Foreign lenders eye China opportunities
By Wei Tian, China Daily/Asia News Network
July 19, 2012, 11:17 am TWN
BEIJING -- Foreign banks saw their profits in China double in 2011 and expect at least 20 percent annual revenue growth over the next three years despite a bleak economic outlook, a survey by PricewaterhouseCoopers said yesterday.
A total of 181 foreign banks in China reported a combined revenue growth from 7.78 billion yuan (US$1.22 billion) in 2010 to 16.73 billion yuan (US$2.62 billion) in 2011, according to the PwC's seventh annual report of foreign banks in China.
The total assets of foreign banks in China also grew 24 percent to 2.15 trillion yuan (US$337.4 billion) over last year, and accounted for about 2 percent of the total assets in China's banking sector.
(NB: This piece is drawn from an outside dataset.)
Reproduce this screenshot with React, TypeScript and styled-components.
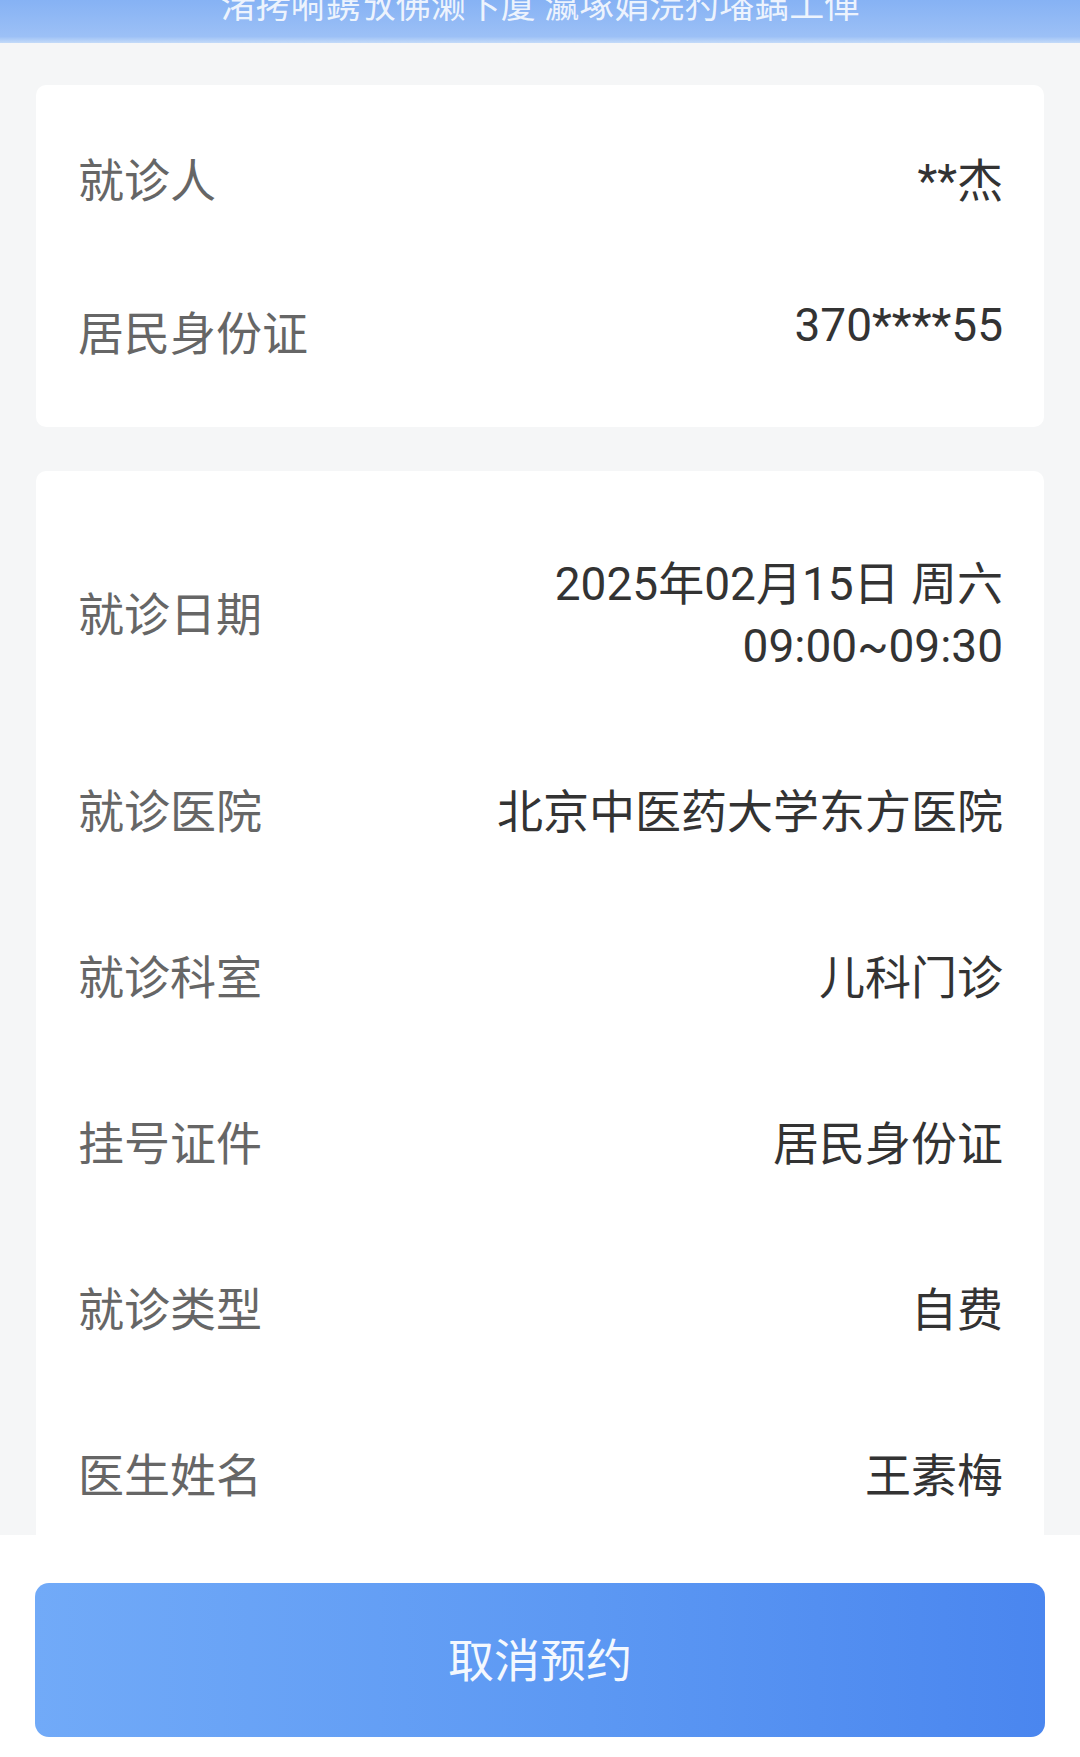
import styled, { createGlobalStyle } from 'styled-components'

const GlobalStyle = createGlobalStyle`
  html, body {
    margin: 0;
    padding: 0;
    background: #f5f6f7;
  }
  * {
    box-sizing: border-box;
  }
`

type Item = { label: string; value: string[]; raised?: boolean }

const patient: Item[] = [
  { label: '就诊人', value: ['**杰'] },
  { label: '居民身份证', value: ['370****55'], raised: true },
]

const visit: Item[] = [
  { label: '就诊日期', value: ['2025年02月15日 周六', '09:00~09:30'] },
  { label: '就诊医院', value: ['北京中医药大学东方医院'] },
  { label: '就诊科室', value: ['儿科门诊'] },
  { label: '挂号证件', value: ['居民身份证'] },
  { label: '就诊类型', value: ['自费'] },
  { label: '医生姓名', value: ['王素梅'] },
]

const App = () => {
  return (
    <Screen>
      <GlobalStyle />
      <TopBar>
        <TopTitle>渚拷嗬鎸攷佛濑卞厦 瀛塚娟浣犳墦鍝工俥</TopTitle>
      </TopBar>
      <Content>
        <Card $padTop={19} $padBottom={16}>
          {patient.map((item) => (
            <Row key={item.label} $pad={46}>
              <Label>{item.label}</Label>
              <Value $raised={item.raised}>
                {item.value.map((line) => (
                  <div key={line}>{line}</div>
                ))}
              </Value>
            </Row>
          ))}
        </Card>
        <Card $padTop={30} $padBottom={20}>
          {visit.map((item) => (
            <Row key={item.label} $pad={52}>
              <Label>{item.label}</Label>
              <Value>
                {item.value.map((line) => (
                  <div key={line}>{line}</div>
                ))}
              </Value>
            </Row>
          ))}
        </Card>
      </Content>
      <Footer>
        <CancelButton>取消预约</CancelButton>
      </Footer>
    </Screen>
  )
}

export default App

const Screen = styled.div`
  display: flex;
  flex-direction: column;
  height: 100vh;
  overflow: hidden;
  background: #f5f6f7;
  font-family: Roboto, 'Noto Sans CJK SC', sans-serif;
`

const TopBar = styled.div`
  flex: 0 0 43px;
  display: flex;
  justify-content: center;
  align-items: flex-start;
  overflow: hidden;
  background: linear-gradient(180deg, #86b2f4 0%, #9cc0f6 85%, #c4dbf9 100%);
`

const TopTitle = styled.div`
  margin-top: -11px;
  font-size: 35px;
  line-height: 36px;
  color: rgba(255, 255, 255, 0.85);
  white-space: nowrap;
`

const Content = styled.div`
  flex: 1;
  min-height: 0;
  overflow: hidden;
  display: flex;
  flex-direction: column;
  gap: 44px;
  padding: 42px 36px 0;
`

const Card = styled.div<{ $padTop: number; $padBottom: number }>`
  flex-shrink: 0;
  background: #fff;
  border-radius: 10px;
  padding: ${({ $padTop, $padBottom }) => `${$padTop}px 41px ${$padBottom}px 42px`};
`

const Row = styled.div<{ $pad: number }>`
  display: flex;
  align-items: center;
  justify-content: space-between;
  padding: ${({ $pad }) => $pad}px 0;
  font-size: 46px;
  line-height: 61px;
`

const Label = styled.div`
  color: #666;
  white-space: nowrap;
`

const Value = styled.div<{ $raised?: boolean }>`
  color: #333;
  text-align: right;
  white-space: nowrap;
  line-height: 62px;
  margin-top: ${({ $raised }) => ($raised ? '-20px' : '0')};
`

const Footer = styled.div`
  flex: 0 0 222px;
  background: #fff;
  padding: 48px 35px 20px;
`

const CancelButton = styled.button`
  display: flex;
  align-items: center;
  justify-content: center;
  width: 100%;
  height: 154px;
  padding: 0 0 6px;
  border: none;
  border-radius: 14px;
  background: linear-gradient(90deg, #71aaf8 0%, #5c98f3 55%, #4a86ef 100%);
  color: #f4f8fe;
  font-family: 'Noto Sans CJK SC', sans-serif;
  font-size: 46px;
  line-height: 1;
  cursor: pointer;
`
The share is up from a decline during 2008, which was the result of massive liquidity injected into Chinese banks.
Although China's economic outlook was shadowed by a series of weak data recently, annual revenue growth of 20 percent or more until 2015 is still in the sights of the 41 CEOs, senior executives, and branch managers surveyed.
The foreign banks have set their own sights on four target growth areas: financial institutions, multinational corporations, state-owned enterprises and privately owned enterprises. Debt capital market is expected to offer the greatest opportunity.
Facing a talent shortage, many foreign banks are on an aggressive recruitment drive, aiming to increase the industry's headcount by 56 percent to 55,000 by 2015 from the current 35,000.
“The significant growth (in profit) was a result of strong demand for corporate credit from multinationals expanding within China and an increasing number of State and private-owned enterprises customers,” said Jimmy Leung, banking and capital market leader with PwC China.
He added that the internationalization of the renminbi has generated a strong demand and growing revenue in derivatives, which also helped drive results.
The central bank's recent advancement on interest-rate liberalization is also viewed as advantageous, as foreign banks can now compete with more flexibility, Leung said.
“The exponential growth in the number of high net-worth individuals in China is leading some foreign banks to renew and develop their retail and wealth-management businesses,” said Raymond Yung, PwC China financial services leader.